A couple days has passed since I last thought about the self-portrait. I want every little pixel to have a meaning for something in my life and it means a lot of (what I think) as cool stuff won’t make it into the picture. I think half the battle of any design track is building the courage necessary to discard your own ideas. There are so many things I want to put in there… yet I know some of them are going to go away. It's never an easy thing to do.

When presenting a lot of information for someone to look at, you run the risk of overwhelming them and turning them off. I thought through several ways to get around this and I came up with a wide city shot looking isometrically (MS Word doesn’t think that’s a word, hehe. It’s probably right.) down on it all. Like a helicopter doing a tour over a city. The roads were big decisions in my life that I had, thus carrying me further into town. The buildings were to be stages of my life, like an sports arena for my 10+ years of sports or an airport with C-130’s parked on the ramp. The perspective would be tight enough to show little people/caricatures doing their thing around the city. Like the Stay Puft Marshmellow would be climbing up a building to show that I like the Ghostbusters and my Dad driving his truck down a road. Cool concept, but waay too difficult to honestly hit on time

title. here. now.


Here I was tasked with coming up with a self-portrait for my digital photography class. The top image I was playing with perspective and a little balance.

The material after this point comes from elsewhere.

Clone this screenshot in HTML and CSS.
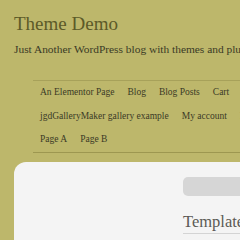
FILE: index.html
```html
<!DOCTYPE html>
<html lang="en">
<head>
    <meta charset="UTF-8">
    <meta name="viewport" content="width=device-width, initial-scale=1.0">
    <title>Theme Demo</title>
    <link rel="stylesheet" href="styles.css">
</head>
<body>
    <div id="page">
        <header id="masthead">
            <h1 class="site-title">Theme Demo</h1>
            <p class="site-desc">Just Another WordPress blog with themes and plugins</p>
        </header>

        <nav id="menu">
            <ul>
                <li>An Elementor Page</li>
                <li>Blog</li>
                <li>Blog Posts</li>
                <li>Cart</li>
                <li>Checkout</li>
                <li>Contact</li>
                <li>jgdGalleryMaker gallery example</li>
                <li>My account</li>
                <li>Refund Policy</li>
                <li>Sample Page</li>
                <li>Page A</li>
                <li>Page B</li>
            </ul>
        </nav>

        <main id="content">
            <div class="entry">
                <div class="search-bar"></div>
                <h2 class="entry-title">Template</h2>
            </div>
        </main>
    </div>
</body>
</html>
```

FILE: styles.css
```css
* {
    padding: 0;
    margin: 0;
    box-sizing: border-box;
}

html,
body {
    overflow: hidden;
}

body {
    background: #bdb76b;
    font-family: "Liberation Serif", "DejaVu Serif", serif;
    color: #3a3a26;
}

li {
    list-style: none;
}

#page {
    width: 480px;
}

#masthead {
    padding: 12px 0 0 14px;
    height: 80px;
}

.site-title {
    font-size: 19px;
    font-weight: normal;
    line-height: 24px;
    color: #5c5a28;
}

.site-desc {
    margin-top: 3px;
    font-size: 11.4px;
    line-height: 20px;
    white-space: nowrap;
}

#menu {
    margin-left: 33px;
    width: 340px;
    border-top: 1px solid #a7a15a;
    border-bottom: 1px solid #9d9750;
}

#menu ul {
    display: flex;
    flex-wrap: wrap;
    column-gap: 13px;
    padding-left: 7px;
}

#menu li {
    font-size: 9.5px;
    line-height: 23.7px;
    color: #3a3a26;
    white-space: nowrap;
}

#content {
    margin: 9px 0 0 14px;
    background: #f4f4f4;
    border-radius: 12px 0 0 0;
    padding: 15px 0 0 169px;
    height: 120px;
}

.search-bar {
    width: 200px;
    height: 19px;
    background: #d6d6d6;
    border-radius: 5px;
}

.entry-title {
    margin-top: 15px;
    font-size: 16.5px;
    font-weight: normal;
    line-height: 22px;
    color: #5b5a55;
    border-bottom: 1px solid #d4d4d4;
    width: 200px;
}
```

I don’t know how the little me looks nothing like me, lol… I know I see that guy every day.
The bottom is another concept of the self-portrait. It turned out that most of my ideas were beyond my picture –taking skillz and well beyond my Photoshop skills. A lot of my ideas turn out like that

From the beginning




This was done shortly after volunteering (and getting paid for it) as a lab monitor for my design concepts class. As you can see, there is little in the use of any of fundamentals we have covered so far, but it is fun to imagine yourself as a Lab Monitor.
At the bottom in pen is a list of amazing photographs that I will hopefully be able to put up in my apartment.